◆ OBJECTIVE: Check each line of the material. Copy those containing "styles".
---------------
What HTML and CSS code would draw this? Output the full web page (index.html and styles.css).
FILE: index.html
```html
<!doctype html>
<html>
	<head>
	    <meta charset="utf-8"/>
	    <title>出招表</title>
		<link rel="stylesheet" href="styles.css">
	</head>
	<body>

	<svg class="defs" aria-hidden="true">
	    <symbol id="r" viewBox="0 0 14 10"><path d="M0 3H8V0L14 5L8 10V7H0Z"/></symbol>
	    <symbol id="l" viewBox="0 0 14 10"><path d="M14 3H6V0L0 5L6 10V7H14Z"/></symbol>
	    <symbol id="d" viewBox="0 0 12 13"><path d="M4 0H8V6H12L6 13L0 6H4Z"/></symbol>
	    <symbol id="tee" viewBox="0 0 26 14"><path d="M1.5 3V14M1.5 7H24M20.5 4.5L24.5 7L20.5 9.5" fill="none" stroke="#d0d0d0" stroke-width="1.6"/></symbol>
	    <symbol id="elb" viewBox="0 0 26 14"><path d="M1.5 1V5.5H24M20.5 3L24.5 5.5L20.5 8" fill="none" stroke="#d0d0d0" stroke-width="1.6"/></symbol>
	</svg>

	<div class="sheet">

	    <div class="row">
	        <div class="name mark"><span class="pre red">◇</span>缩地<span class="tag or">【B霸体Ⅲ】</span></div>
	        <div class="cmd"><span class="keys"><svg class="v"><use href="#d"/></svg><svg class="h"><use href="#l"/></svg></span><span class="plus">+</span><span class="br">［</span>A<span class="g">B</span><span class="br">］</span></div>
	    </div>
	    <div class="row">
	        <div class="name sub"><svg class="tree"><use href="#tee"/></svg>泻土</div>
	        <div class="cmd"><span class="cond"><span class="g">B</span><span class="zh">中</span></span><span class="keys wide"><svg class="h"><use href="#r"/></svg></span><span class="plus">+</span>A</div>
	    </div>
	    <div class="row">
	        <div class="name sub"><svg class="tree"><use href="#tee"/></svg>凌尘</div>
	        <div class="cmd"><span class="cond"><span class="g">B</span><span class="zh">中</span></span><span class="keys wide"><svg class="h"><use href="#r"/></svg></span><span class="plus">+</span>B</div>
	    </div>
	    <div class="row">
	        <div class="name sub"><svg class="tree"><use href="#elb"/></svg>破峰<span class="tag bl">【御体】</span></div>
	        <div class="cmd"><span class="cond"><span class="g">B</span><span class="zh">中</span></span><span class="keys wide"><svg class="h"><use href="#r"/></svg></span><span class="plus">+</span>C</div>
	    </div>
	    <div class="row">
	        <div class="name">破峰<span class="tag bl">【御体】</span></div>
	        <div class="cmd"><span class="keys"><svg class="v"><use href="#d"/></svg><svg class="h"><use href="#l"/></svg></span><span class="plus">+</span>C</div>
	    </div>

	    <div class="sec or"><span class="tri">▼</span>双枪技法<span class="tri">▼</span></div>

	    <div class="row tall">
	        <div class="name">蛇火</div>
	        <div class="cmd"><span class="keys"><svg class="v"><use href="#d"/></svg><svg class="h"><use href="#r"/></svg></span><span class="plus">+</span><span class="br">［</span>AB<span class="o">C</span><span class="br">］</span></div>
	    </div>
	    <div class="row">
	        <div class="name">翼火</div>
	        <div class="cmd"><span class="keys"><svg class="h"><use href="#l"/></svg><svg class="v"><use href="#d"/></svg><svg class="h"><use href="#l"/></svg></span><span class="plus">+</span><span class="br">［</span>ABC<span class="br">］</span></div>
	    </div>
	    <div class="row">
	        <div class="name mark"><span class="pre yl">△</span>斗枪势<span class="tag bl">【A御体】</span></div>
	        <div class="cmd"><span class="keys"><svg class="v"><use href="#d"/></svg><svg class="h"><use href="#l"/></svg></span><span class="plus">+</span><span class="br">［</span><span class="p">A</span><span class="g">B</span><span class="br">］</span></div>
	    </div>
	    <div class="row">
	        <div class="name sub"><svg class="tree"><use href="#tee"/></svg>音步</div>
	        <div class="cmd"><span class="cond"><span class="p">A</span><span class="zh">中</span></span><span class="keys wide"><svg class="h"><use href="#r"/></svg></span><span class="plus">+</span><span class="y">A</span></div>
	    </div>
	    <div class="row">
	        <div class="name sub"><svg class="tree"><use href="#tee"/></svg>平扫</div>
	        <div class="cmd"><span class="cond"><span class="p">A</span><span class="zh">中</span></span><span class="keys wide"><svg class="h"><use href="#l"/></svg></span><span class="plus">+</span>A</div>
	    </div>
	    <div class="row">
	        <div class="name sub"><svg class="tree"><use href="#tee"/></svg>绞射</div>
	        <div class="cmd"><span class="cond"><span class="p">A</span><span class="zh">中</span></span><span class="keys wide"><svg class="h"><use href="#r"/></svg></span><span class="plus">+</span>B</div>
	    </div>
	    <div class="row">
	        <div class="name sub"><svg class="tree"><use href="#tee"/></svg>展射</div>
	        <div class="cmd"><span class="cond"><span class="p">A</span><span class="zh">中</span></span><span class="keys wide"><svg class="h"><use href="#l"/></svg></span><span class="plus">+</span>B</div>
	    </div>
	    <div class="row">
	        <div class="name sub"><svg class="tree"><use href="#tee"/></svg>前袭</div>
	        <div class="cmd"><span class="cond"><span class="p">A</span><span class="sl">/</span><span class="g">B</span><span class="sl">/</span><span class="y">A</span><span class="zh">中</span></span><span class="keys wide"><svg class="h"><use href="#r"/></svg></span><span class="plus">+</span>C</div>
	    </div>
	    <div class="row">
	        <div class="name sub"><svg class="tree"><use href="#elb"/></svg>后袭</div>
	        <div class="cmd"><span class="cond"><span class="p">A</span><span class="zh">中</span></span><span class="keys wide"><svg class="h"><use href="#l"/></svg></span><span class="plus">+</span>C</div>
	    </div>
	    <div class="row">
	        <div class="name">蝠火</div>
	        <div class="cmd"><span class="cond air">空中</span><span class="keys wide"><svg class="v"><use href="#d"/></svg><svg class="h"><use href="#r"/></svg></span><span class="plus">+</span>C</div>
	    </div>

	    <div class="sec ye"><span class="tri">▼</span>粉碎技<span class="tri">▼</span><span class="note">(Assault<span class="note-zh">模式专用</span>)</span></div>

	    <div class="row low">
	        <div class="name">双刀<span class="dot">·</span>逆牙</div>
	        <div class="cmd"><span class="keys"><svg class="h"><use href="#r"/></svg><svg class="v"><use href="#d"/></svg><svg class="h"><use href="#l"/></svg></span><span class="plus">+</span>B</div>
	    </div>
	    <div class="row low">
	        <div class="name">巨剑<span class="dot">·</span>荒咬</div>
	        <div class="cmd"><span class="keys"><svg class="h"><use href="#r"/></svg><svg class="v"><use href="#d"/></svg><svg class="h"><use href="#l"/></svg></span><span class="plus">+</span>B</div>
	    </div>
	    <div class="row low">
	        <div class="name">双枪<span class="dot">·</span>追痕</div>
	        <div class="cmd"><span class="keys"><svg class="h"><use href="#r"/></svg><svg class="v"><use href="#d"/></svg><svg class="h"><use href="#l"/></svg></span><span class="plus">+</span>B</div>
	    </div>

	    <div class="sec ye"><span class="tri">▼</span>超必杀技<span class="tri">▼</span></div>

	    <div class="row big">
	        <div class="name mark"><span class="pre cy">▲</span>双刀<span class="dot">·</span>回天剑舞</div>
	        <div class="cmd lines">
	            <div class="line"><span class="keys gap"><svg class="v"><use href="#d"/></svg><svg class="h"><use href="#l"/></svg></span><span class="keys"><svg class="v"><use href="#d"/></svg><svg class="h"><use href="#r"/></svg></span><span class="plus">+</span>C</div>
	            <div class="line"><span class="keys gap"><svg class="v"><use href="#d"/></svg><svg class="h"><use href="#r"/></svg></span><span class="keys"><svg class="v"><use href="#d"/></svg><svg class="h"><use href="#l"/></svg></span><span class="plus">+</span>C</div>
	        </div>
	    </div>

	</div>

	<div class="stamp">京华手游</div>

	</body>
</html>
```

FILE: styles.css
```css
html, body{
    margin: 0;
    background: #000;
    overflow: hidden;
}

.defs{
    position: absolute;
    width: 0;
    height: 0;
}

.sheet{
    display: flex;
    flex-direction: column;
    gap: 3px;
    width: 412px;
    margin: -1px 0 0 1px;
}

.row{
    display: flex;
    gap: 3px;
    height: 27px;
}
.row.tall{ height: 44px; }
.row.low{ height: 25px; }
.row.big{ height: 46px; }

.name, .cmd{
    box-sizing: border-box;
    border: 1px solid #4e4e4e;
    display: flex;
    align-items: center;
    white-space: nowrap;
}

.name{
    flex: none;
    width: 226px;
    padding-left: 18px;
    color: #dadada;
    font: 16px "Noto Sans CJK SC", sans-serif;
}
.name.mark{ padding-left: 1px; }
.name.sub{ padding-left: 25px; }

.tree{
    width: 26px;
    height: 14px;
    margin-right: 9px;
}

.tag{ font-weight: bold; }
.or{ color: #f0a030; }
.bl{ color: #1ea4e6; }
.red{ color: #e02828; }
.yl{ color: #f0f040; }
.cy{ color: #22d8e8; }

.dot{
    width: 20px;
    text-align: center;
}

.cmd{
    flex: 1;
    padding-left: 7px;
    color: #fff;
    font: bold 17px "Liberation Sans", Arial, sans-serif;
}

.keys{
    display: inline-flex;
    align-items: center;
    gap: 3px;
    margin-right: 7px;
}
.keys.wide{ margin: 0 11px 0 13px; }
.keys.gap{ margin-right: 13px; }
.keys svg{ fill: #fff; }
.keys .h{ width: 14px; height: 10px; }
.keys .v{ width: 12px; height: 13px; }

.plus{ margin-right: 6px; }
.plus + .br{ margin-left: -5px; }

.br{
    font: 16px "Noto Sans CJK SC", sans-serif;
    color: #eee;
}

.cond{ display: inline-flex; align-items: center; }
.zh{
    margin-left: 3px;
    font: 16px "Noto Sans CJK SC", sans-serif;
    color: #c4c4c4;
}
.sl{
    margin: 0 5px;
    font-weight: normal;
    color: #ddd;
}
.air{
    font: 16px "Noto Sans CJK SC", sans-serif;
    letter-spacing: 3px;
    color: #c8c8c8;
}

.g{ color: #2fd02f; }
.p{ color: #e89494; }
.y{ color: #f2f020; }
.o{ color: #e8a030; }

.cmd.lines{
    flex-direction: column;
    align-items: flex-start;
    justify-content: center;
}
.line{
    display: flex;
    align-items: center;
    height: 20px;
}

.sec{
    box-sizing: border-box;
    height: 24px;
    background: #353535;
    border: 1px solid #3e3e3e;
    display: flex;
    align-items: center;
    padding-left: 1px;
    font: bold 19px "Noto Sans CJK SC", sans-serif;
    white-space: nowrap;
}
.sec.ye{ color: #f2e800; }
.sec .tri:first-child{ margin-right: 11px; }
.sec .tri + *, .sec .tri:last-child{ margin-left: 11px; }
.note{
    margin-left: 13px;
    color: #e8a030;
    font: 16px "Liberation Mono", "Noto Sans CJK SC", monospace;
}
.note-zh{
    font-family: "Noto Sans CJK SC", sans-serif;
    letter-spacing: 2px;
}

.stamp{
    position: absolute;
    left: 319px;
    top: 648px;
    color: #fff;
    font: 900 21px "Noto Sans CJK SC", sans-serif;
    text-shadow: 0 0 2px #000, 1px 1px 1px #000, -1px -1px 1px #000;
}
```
---------------
◆ ANSWER TO THIS TASK:
What HTML and CSS code would draw this? Output the full web page (index.html and styles.css).
		<link rel="stylesheet" href="styles.css">
FILE: styles.css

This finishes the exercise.